The MOU does not address it. Point 5’s fee waiver explicitly covers “60 days only.” After Day 60 the regime defaults to Iran’s parliamentary act of March 30-31, 2026, which codifies the fee under UNCLOS Article 26(2) “services rendered” — a treaty Iran has not ratified — and to whatever the Iran-Oman bilateral dialogue Point 5 mandates produces. There is no language committing Iran to a fee-free regime after Day 60, no language committing Iran to negotiate fees with non-Omani GCC states, and no language preserving the May 21 GCC-IMO objection.
Could Saudi Arabia trigger an UNSC snapback if Iran exceeds enrichment thresholds during Phase 2?
Not under the MOU’s architecture. Point 7 commits the United States to terminate “all types of sanctions…including the United Nations Security Council resolutions.” Once the relevant UNSC resolutions are terminated, the snapback mechanism associated with JCPOA-era Resolution 2231 ceases to exist as a procedural option. Point 14 routes the final deal through a new “binding UNSC resolution” whose content is not specified — meaning the post-deal coercive architecture available to non-signatories is a function of language not yet drafted.
What happens if Hezbollah refuses to comply with Point 1’s “all fronts” cessation?
The MOU does not specify. Point 1 commits states, not non-state actors. Iran’s signature does not bind Hezbollah, and Hezbollah’s Naim Qassem rejected a Lebanon ceasefire on June 4. Point 12’s executive mechanism — undefined in the published text — would presumably adjudicate, but its membership, voting rules, and enforcement authority are deferred to the sixty-day Phase 2. The Atlantic Council’s Nicholas Blanford has documented that Hezbollah’s command structure has tightened, not loosened, its dependence on the IRGC during the conflict.

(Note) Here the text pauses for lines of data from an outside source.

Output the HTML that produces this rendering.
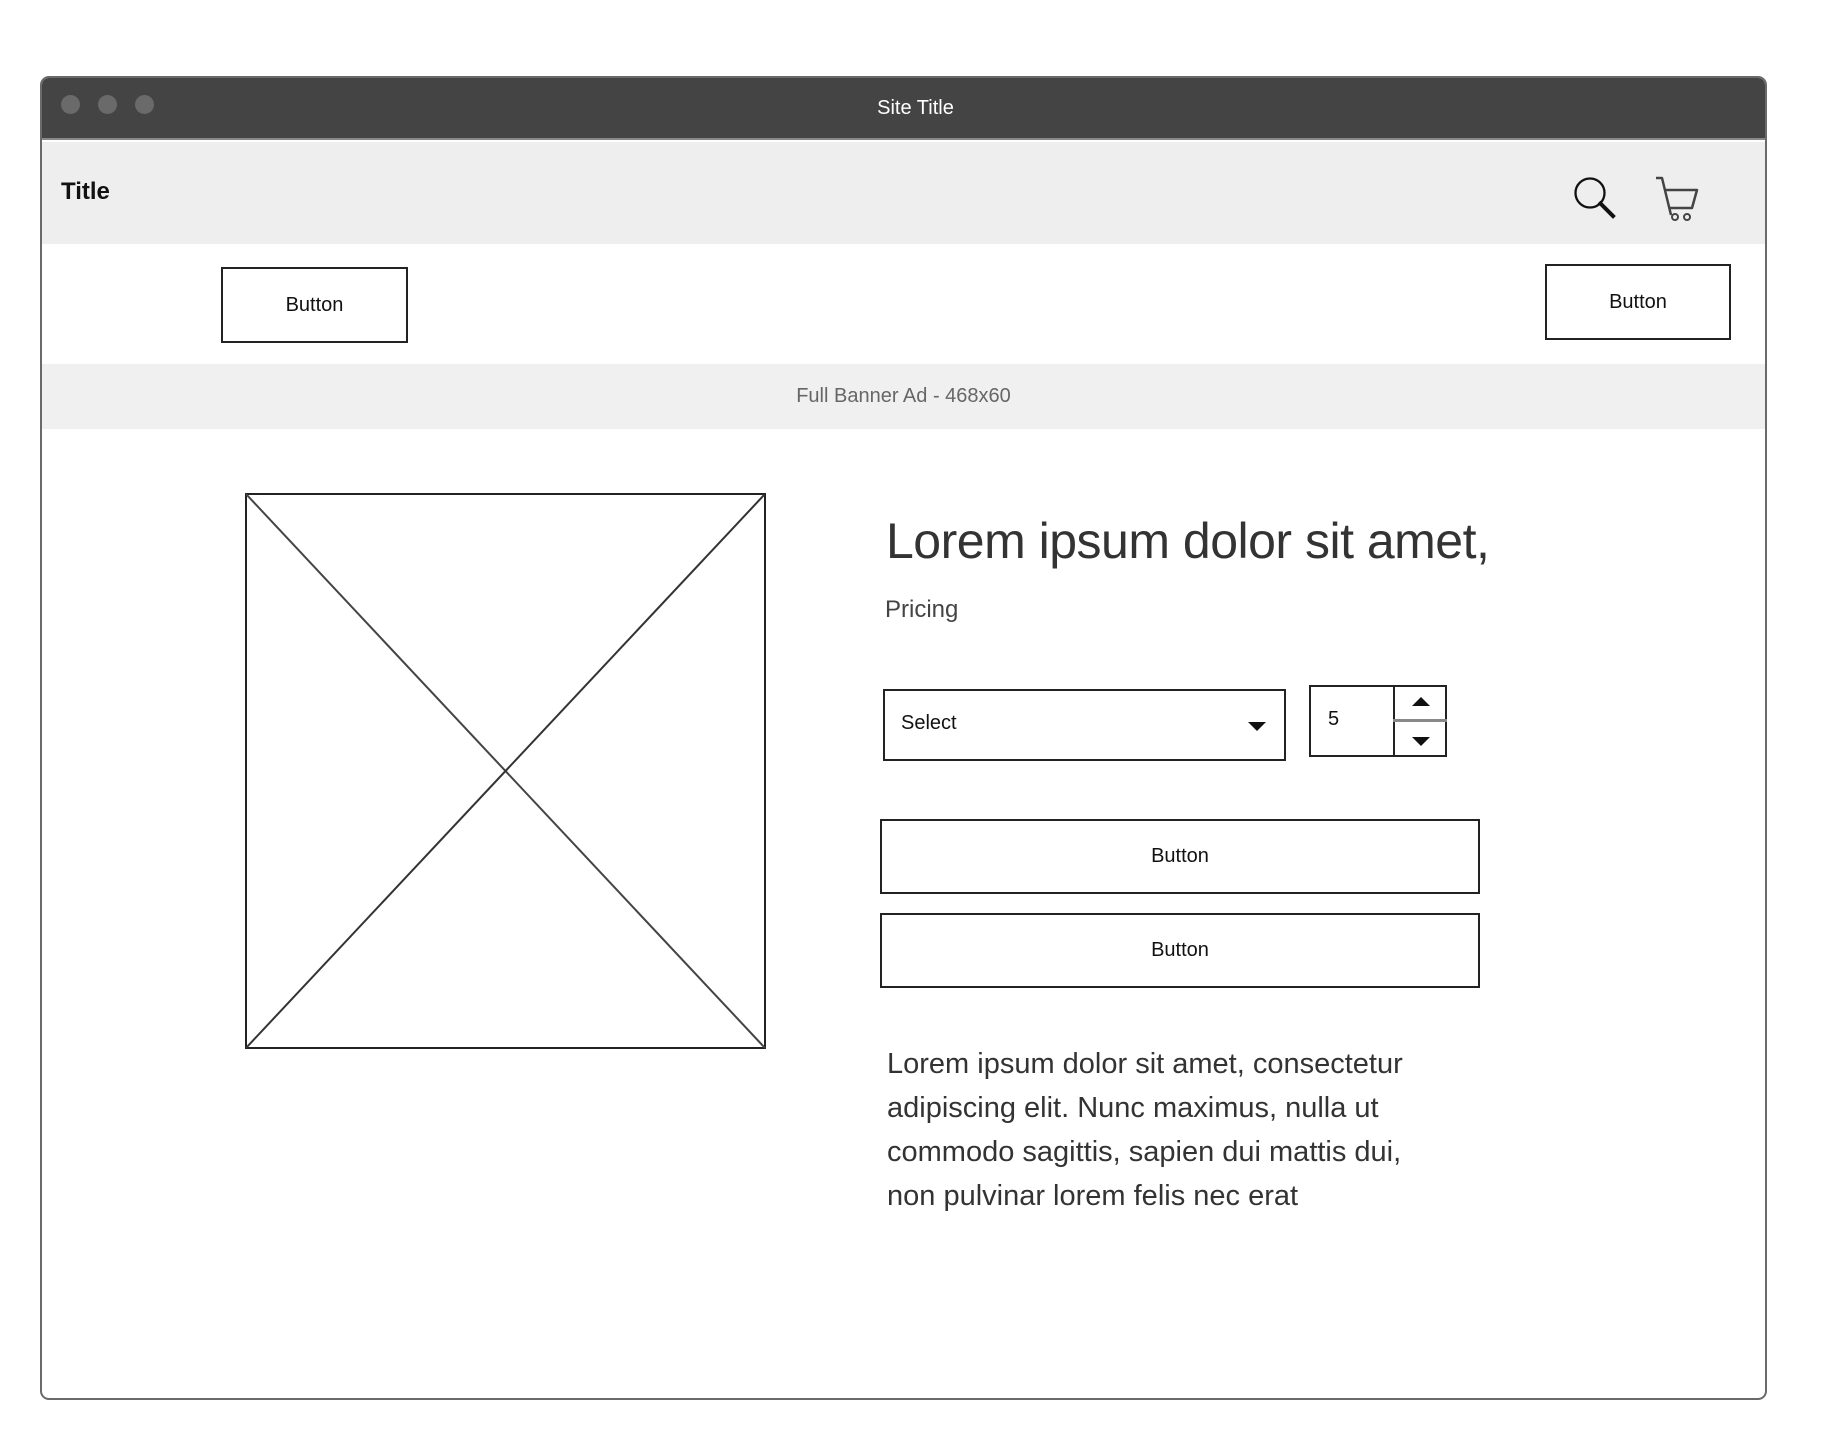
<!DOCTYPE html>
<html><head><meta charset="utf-8"><style>
*{margin:0;padding:0;box-sizing:border-box}
body{width:1830px;height:1454px;background:#fff;position:relative;overflow:hidden;font-family:"Liberation Sans",sans-serif;color:#222}
.a{position:absolute}
.win{left:40px;top:76px;width:1727px;height:1324px;border:2px solid #6a6a6a;border-radius:9px;overflow:hidden;background:#fff}
.btn{position:absolute;border:2px solid #222;background:#fff;display:flex;align-items:center;justify-content:center;font-size:20px;color:#111}
.dot{position:absolute;width:19px;height:19px;border-radius:50%;background:#6a6a6a;top:17px}
</style></head><body>
<div class="a win">
 <div class="a" style="left:0;top:0;width:100%;height:62px;background:#444;border-bottom:2px solid #888"></div>
 <div class="dot" style="left:19px"></div><div class="dot" style="left:56px"></div><div class="dot" style="left:93px"></div>
 <div class="a" style="left:12px;top:0;width:100%;height:62px;line-height:60px;text-align:center;color:#fff;font-size:20px">Site Title</div>
 <div class="a" style="left:0;top:64px;width:100%;height:102px;background:#eee"></div>
 <div class="a" style="left:19px;top:100px;font-size:24px;font-weight:bold;color:#111">Title</div>
 <svg class="a" style="left:1530px;top:97px" width="48" height="46" viewBox="0 0 48 46"><circle cx="18" cy="18" r="14.5" fill="none" stroke="#111" stroke-width="2.3"/><line x1="28.5" y1="28.5" x2="41" y2="41" stroke="#111" stroke-width="4" stroke-linecap="square"/></svg>
 <svg class="a" style="left:1612px;top:97px" width="52" height="48" viewBox="0 0 52 48"><path d="M2 3 H8 L17 40 M10 15 H43 L38 33 H15" fill="none" stroke="#444" stroke-width="2.5" stroke-linejoin="round"/><circle cx="21" cy="42" r="3" fill="none" stroke="#444" stroke-width="2"/><circle cx="33" cy="42" r="3" fill="none" stroke="#444" stroke-width="2"/></svg>
 <div class="btn" style="left:179px;top:189px;width:187px;height:76px">Button</div>
 <div class="btn" style="left:1503px;top:186px;width:186px;height:76px">Button</div>
 <div class="a" style="left:0;top:286px;width:100%;height:65px;background:#f0f0f0;line-height:65px;text-align:center;font-size:20px;color:#666">Full Banner Ad - 468x60</div>
 <svg class="a" style="left:203px;top:415px" width="521" height="556"><rect x="1" y="1" width="519" height="554" fill="none" stroke="#222" stroke-width="2"/><line x1="1" y1="1" x2="520" y2="555" stroke="#444" stroke-width="2"/><line x1="520" y1="1" x2="1" y2="555" stroke="#333" stroke-width="2"/></svg>
 <div class="a" style="left:844px;top:434px;font-size:50px;color:#333;letter-spacing:-0.5px;white-space:nowrap">Lorem ipsum dolor sit amet,</div>
 <div class="a" style="left:843px;top:518px;font-size:24px;color:#444">Pricing</div>
 <div class="a" style="left:841px;top:611px;width:403px;height:72px;border:2px solid #222"></div>
 <div class="a" style="left:859px;top:634px;font-size:20px;color:#111">Select</div>
 <svg class="a" style="left:1206px;top:644px" width="18" height="10"><path d="M0 0H18L9 9Z" fill="#111"/></svg>
 <div class="a" style="left:1267px;top:607px;width:138px;height:72px;border:2px solid #222"></div>
 <div class="a" style="left:1351px;top:607px;width:2px;height:72px;background:#222"></div>
 <div class="a" style="left:1351px;top:641px;width:54px;height:3px;background:#888"></div>
 <div class="a" style="left:1286px;top:630px;font-size:20px;color:#111">5</div>
 <svg class="a" style="left:1370px;top:619px" width="18" height="10"><path d="M0 9H18L9 0Z" fill="#111"/></svg>
 <svg class="a" style="left:1370px;top:659px" width="18" height="10"><path d="M0 0H18L9 9Z" fill="#111"/></svg>
 <div class="btn" style="left:838px;top:741px;width:600px;height:75px">Button</div>
 <div class="btn" style="left:838px;top:835px;width:600px;height:75px">Button</div>
 <div class="a" style="left:845px;top:964px;font-size:29px;line-height:44px;color:#333;letter-spacing:0px;white-space:nowrap">Lorem ipsum dolor sit amet, consectetur<br>adipiscing elit. Nunc maximus, nulla ut<br>commodo sagittis, sapien dui mattis dui,<br>non pulvinar lorem felis nec erat</div>
</div>
</body></html>
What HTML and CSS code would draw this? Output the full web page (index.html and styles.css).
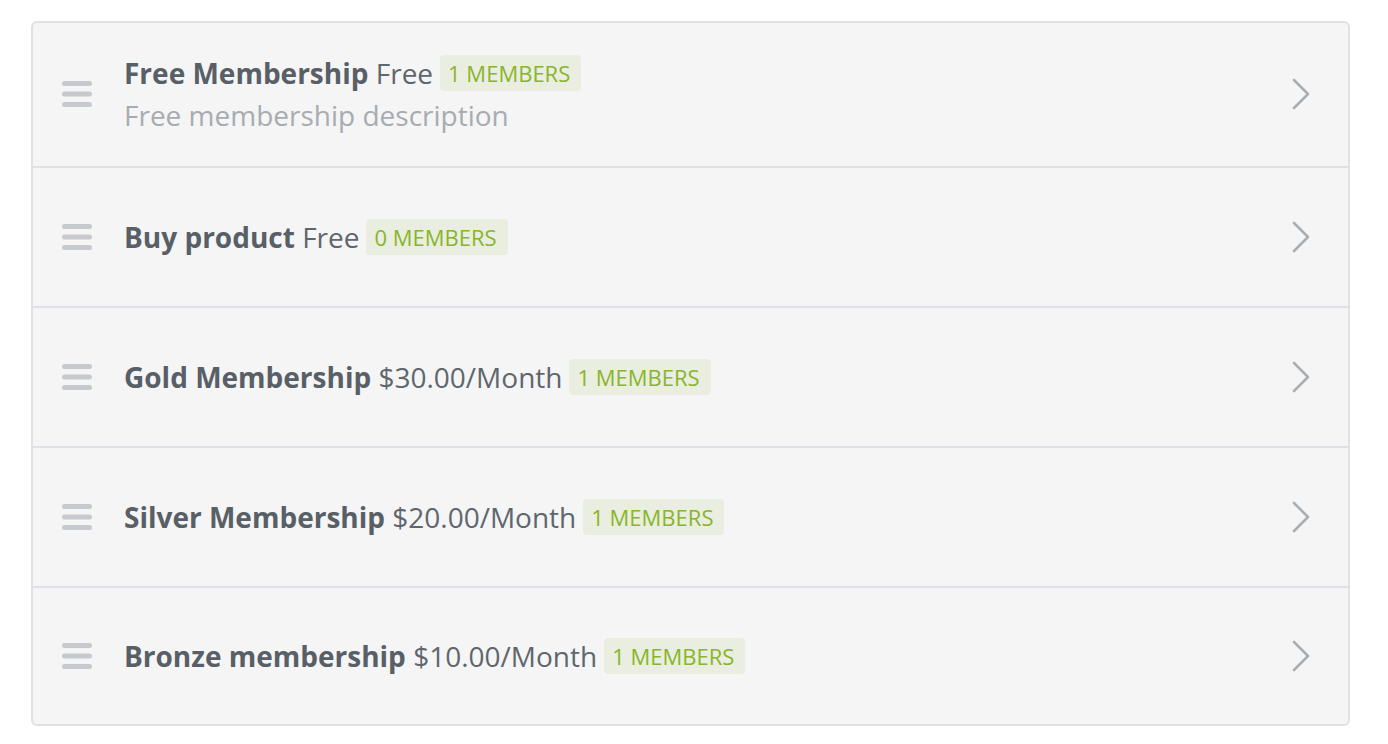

Does the East-West Pipeline let Saudi Arabia bypass Hormuz entirely?
No. The Petroline (East-West Crude Oil Pipeline) ceiling is approximately 7 million barrels per day. Saudi Aramco’s current output runs around 8 million barrels per day, down from roughly 10 million pre-conflict. Even at reduced output, at least 1 million barrels per day must transit Hormuz to clear domestic loading. The Yanbu terminal on the Red Sea is the pipeline’s western outlet, and capacity utilization during the February-June period — when no Saudi crude crossed Hormuz — already pushed Yanbu to its operational maximum. On June 19, a Lebanon ceasefire took effect — removing Iran’s stated suspension trigger while leaving the IDF buffer zone, which Iran had defined as an MOU violation, unchanged.